Business roundtable starts ad campaign against tax hikes: RPT

Yahoo Finance's Rick Newman joined Yahoo Finance Live to discuss top business groups running ads against Biden's tax plan.

Video transcript

- Let's turn to DC because it looks like big business may be sticking with the Republican Party after all. Lawmakers are turning to Capitol Hill this week. We have the Business Roundtable. Other top business groups are stepping up their efforts to fight President Biden's plan for higher taxes. Rick Newman is looking into this for us. And Rick, explain the argument that they're making.

RICK NEWMAN: It's pretty straightforward. They're basically saying raising taxes, as Biden wants to do from the corporate rate of 21% to 28%, would be bad for business. They are also running some ads targeted to the districts of Democrats in the House, for example, who might be vulnerable for reelection in the 2022 midterms. The message is basically, look, if Democrats really go through with this, we may get on board and start putting our muscle and our fundraising behind Republican opponents.

And in the House, Democrats just have a four seat majority. So, that is definitely within grasp of Republicans in 2022. So, the message from all the big business lobbies is basically, Democrats, if you pass this tax hike, we're going to really get on board and try to defeat some of your most vulnerable members so that-- so the chamber flips back to Republican. So, if you thought that the insurrection at the Capitol, all the Republicans who tried to block Biden from becoming president, the Republican anti-voting laws in Georgia, and Florida, and Texas, and Michigan, if you thought big business was shying away from the party because of all that, nope, doesn't look like it.

JARED BLIKRE: Well, Rick, sticking with taxes, we got the IRS saying that the tax gap may be more than a trillion dollars. What does this mean? Is it a big problem? Should the IRS simply go out and buy a bunch of MMT books?

RICK NEWMAN: Yeah, that was a testimony today from the IRS Commissioner. We know there is a tax gap. The tax gap is the amount of tax that people and businesses in the United States legally owe, but they just don't pay because the IRS can't find it, or they evade taxes somehow. If it's really a trillion dollars a year though, that's an enormous amount of money. Until now, the estimate has been that it's maybe around $150 billion a year.
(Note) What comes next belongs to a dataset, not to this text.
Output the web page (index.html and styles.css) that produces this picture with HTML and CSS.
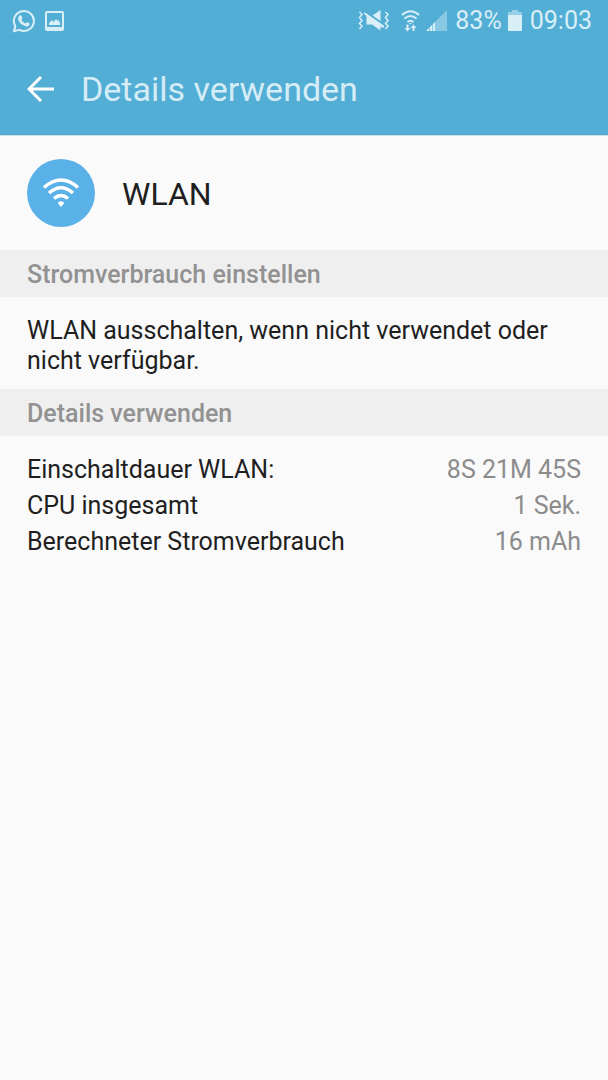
FILE: index.html
```html
<!DOCTYPE html>
<html lang="de">
<head>
<meta charset="utf-8">
<meta name="viewport" content="width=device-width, initial-scale=1">
<title>Details verwenden</title>
<link rel="stylesheet" href="styles.css">
</head>
<body>
<header class="top">
  <div class="status">
    <div class="status-group notifications">
      <svg width="24" height="24" viewBox="0 0 24 24" fill="none" stroke="currentColor">
        <path d="M3.3 17.1A10 10 0 1 1 7.2 20.8L2 22.2Z" stroke-width="2"/>
        <path d="M7.4 6.8c.7-.8 1.8-.6 2.1.1l.8 2c.2.7-.2 1.1-.9 1.9.9 1.8 2.1 2.9 4 3.7.8-.8 1.2-1.5 1.8-1.3l2.200 1.100c.7.4.2 1.900-.8 2.600-1.600 1.200-4.300.4-6.600-1.300C7 13.300 4.600 9.600 7.400 6.800Z" fill="currentColor" stroke="none"/>
      </svg>
      <svg width="20" height="20" viewBox="0 0 20 20">
        <path fill="currentColor" fill-rule="evenodd" d="M2 0H17Q19 0 19 2V18Q19 20 17 20H2Q0 20 0 18V2Q0 0 2 0ZM2 2V16H17V2ZM4 14V12L7 9 8.500 11 11 8 12.500 10 13.500 9 15 12V14Z"/>
      </svg>
    </div>
    <div class="status-group system">
      <svg class="mute" width="32" height="22" viewBox="0 0 32 22" fill="none" stroke="currentColor">
        <path fill="currentColor" stroke="none" d="M5.500 3.500 7 2.500 26.500 16 25 18 22.500 16.500V20.500L14 14.500H8.500V6ZM14.500 5.500 22.500 0V11Z"/>
        <path d="M1.500 2 4 4.500 1.500 7.500 4 10.500 1.500 13.500 4 16 1.500 19M27.500 2 30 4.500 27.500 7.500 30 10.500 27.500 13.500 30 16 27.500 19" stroke-width="1.500"/>
      </svg>
      <svg class="wifi-small" width="20" height="22" viewBox="0 0 20 22" fill="none" stroke="currentColor" stroke-width="2">
        <path d="M1 5Q9.500-2.500 18 5M3.500 8.500Q9.500 3.500 15.500 8.500M6.500 12Q9.500 9.500 12.500 12"/>
        <path fill="currentColor" stroke="none" d="M8 13H11L9.500 14.500ZM5.500 14.500H7.500V18H9.500L6.500 21.500 3.500 18H5.500ZM11.500 21V18H9.500L12.500 14.500 15.500 18H13.500V21Z"/>
      </svg>
      <svg class="signal" width="21" height="22" viewBox="0 0 21 22" fill="currentColor">
        <path opacity=".4" d="M0 21 21 0V21Z"/>
        <path d="M0 21 3 18V21ZM4 21V17L6 15V21ZM7 21V14L9 12V21Z"/>
      </svg>
      <span>83%</span>
      <svg class="battery" width="14" height="22" viewBox="0 0 14 22" fill="currentColor">
        <path opacity=".5" d="M4 0H10V2H14V5H0V2H4Z"/>
        <path d="M0 5H14V20Q14 21 13 21H1Q0 21 0 20Z"/>
      </svg>
      <time>09:03</time>
    </div>
  </div>
  <div class="bar">
    <button class="back" type="button" aria-label="Zurück">
      <svg width="28" height="28" viewBox="0 0 28 28" fill="none" stroke="currentColor" stroke-width="3">
        <path d="M14 1 2 13 14 25M2 13H27"/>
      </svg>
    </button>
    <h1 class="title">Details verwenden</h1>
  </div>
</header>
<main>
  <section class="app">
    <span class="app-icon">
      <svg width="38" height="30" viewBox="0 0 38 30" fill="none" stroke="currentColor" stroke-width="3.500">
        <path d="M2 9.500Q19-5.500 36 9.500M7 15Q19 4.500 31 15M12 20.500Q19 14.500 26 20.500"/>
        <path fill="currentColor" stroke="none" d="M16 25.500C16 22.500 22 22.500 22 25.500L19 29Z"/>
      </svg>
    </span>
    <h2 class="app-name">WLAN</h2>
  </section>
  <h3 class="band">Stromverbrauch einstellen</h3>
  <p class="note">WLAN ausschalten, wenn nicht verwendet oder nicht verfügbar.</p>
  <h3 class="band">Details verwenden</h3>
  <table class="details">
    <tr><th scope="row">Einschaltdauer WLAN:</th><td>8S 21M 45S</td></tr>
    <tr><th scope="row">CPU insgesamt</th><td>1 Sek.</td></tr>
    <tr><th scope="row">Berechneter Stromverbrauch</th><td>16 mAh</td></tr>
  </table>
</main>
</body>
</html>
```
FILE: styles.css
```css
* {
  box-sizing: border-box;
}

body {
  margin: 0;
  background: #fafafa;
  color: #1f1f1f;
  font: 400 25px/30px Roboto, sans-serif;
}

h1, h2, h3, p {
  margin: 0;
}

svg {
  display: block;
  flex: none;
}

.top {
  background: #52aed5;
  border-bottom: 1px solid #cfdfe6;
}

.status {
  display: flex;
  justify-content: space-between;
  align-items: center;
  height: 42px;
  padding: 0 16px 0 12px;
  color: #d9eff8;
}

.status-group {
  display: flex;
  align-items: center;
}

.notifications {
  gap: 9px;
}

.mute {
  margin-right: 11px;
}

.wifi-small {
  margin-right: 5px;
}

.signal {
  margin-right: 8px;
}

.battery {
  margin: 0 8px 0 6px;
}

.bar {
  display: flex;
  align-items: center;
  gap: 26px;
  padding: 27px 27px 25px;
}

.back {
  padding: 0;
  border: 0;
  background: none;
  color: #fff;
}

.title {
  color: #d5ecf6;
  font-size: 34px;
  font-weight: 400;
  line-height: 41px;
}

.app {
  display: flex;
  align-items: center;
  gap: 27px;
  padding: 23px 27px;
}

.app-icon {
  display: grid;
  place-items: center;
  width: 68px;
  height: 68px;
  border-radius: 50%;
  background: #5ab1e8;
  color: #fff;
}

.app-name {
  padding-top: 2px;
  font-size: 32px;
  font-weight: 400;
}

.band {
  padding: 10px 27px 7px;
  background: #efefef;
  color: #929292;
  font-size: 25px;
  font-weight: 500;
}

.note {
  padding: 19px 27px 13px;
}

.details {
  width: 100%;
  padding: 16px 27px;
  border-spacing: 0;
  line-height: 36px;
}

.details th,
.details td {
  padding: 0;
  font-weight: 400;
  text-align: left;
}

.details td {
  color: #8c8c8c;
  text-align: right;
}
```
Just to give you an idea how much a trillion dollars a year is. That would increase federal revenues by at least 1/3, and we're about to have this big fight over the Biden corporate tax hikes. So, that would only raise $120 billion per year at best.

So, the IRS is saying, taxpayers owe us $1 trillion that we're not collecting. Just think what you could do if you could-- if all you were able to do is just go out and find that money. That would fund a lot of infrastructure or anything else any president wanted to do.

- Rick, any idea how the IRS got itself in this position? I mean, how are they missing out on collecting taxes to that size?

RICK NEWMAN: Yeah, it's pretty clear why. Because Congress has gradually cut its budget over time. So, it has less money for enforcement. That means it has fewer resources. It has fewer people to do the audits.

And guess what? The IRS also has the oldest computer systems in the federal government. And this has been deliberate. Republicans have controlled one or both Houses of Congress for most of the last 10 years. And they have deliberately just stood in the way of funding increases for the IRS. In fact, they've cut the budget instead of even just leaving it, keeping it up with inflation.

So, this is a well-known problem. I mean, the IRS just doesn't have enough money to hire people, to hire the-- to buy the technology they need, and to spend the effort it takes to go after sophisticated tax evaders, and it's costing all of us.

JARED BLIKRE: Well, Rick, let me get your take then on an international tax framework. One that Janet Yellen has been pushing for. It kind of reminds me of the European Union, where they have monetary network, but not a united fiscal network. When you ignite the fiscal, at least in some way, what does that do for things? Do we surrender some control there or does the globe profit in some way that I can't think about right now?

RICK NEWMAN: Yeah, what Janet Yellen is trying to do is anticipating that Congress will raise the US rate, maybe not to 28%, but I think it's reasonable that we'll go to 25% or 26%. So, this actually renews the incentive, or enhances the incentive, for US companies to move their-- shift their profits to lower-- to other countries that have lower tax rates. This has been a problem, and it was a big problem that led up-- I mean, it's part of the reason that we did need to lower the rate from 35%.

But what Janet Yellen is pushing for this global minimum tax, which she wants to be at 21%, which would just disincentive, somewhat, US companies from moving their profits overseas. The problem is, everybody agrees this is a problem, but there's not agreement on what the right tax should be, the number. So, there has been agreement that maybe there could be a global minimum tax of 12%, but if the US rate is 28% and the European rate on money shifted over from other countries is 12%, well, that looks like a pretty good arbitrage opportunity.

Jared, I think you could figure that one out. So, it's a sensible idea. I think Janet Yellen is going to have a hard time getting international agreement on this though, at a level that she wants.

- Rick Newman, thanks as always for helping out here with us.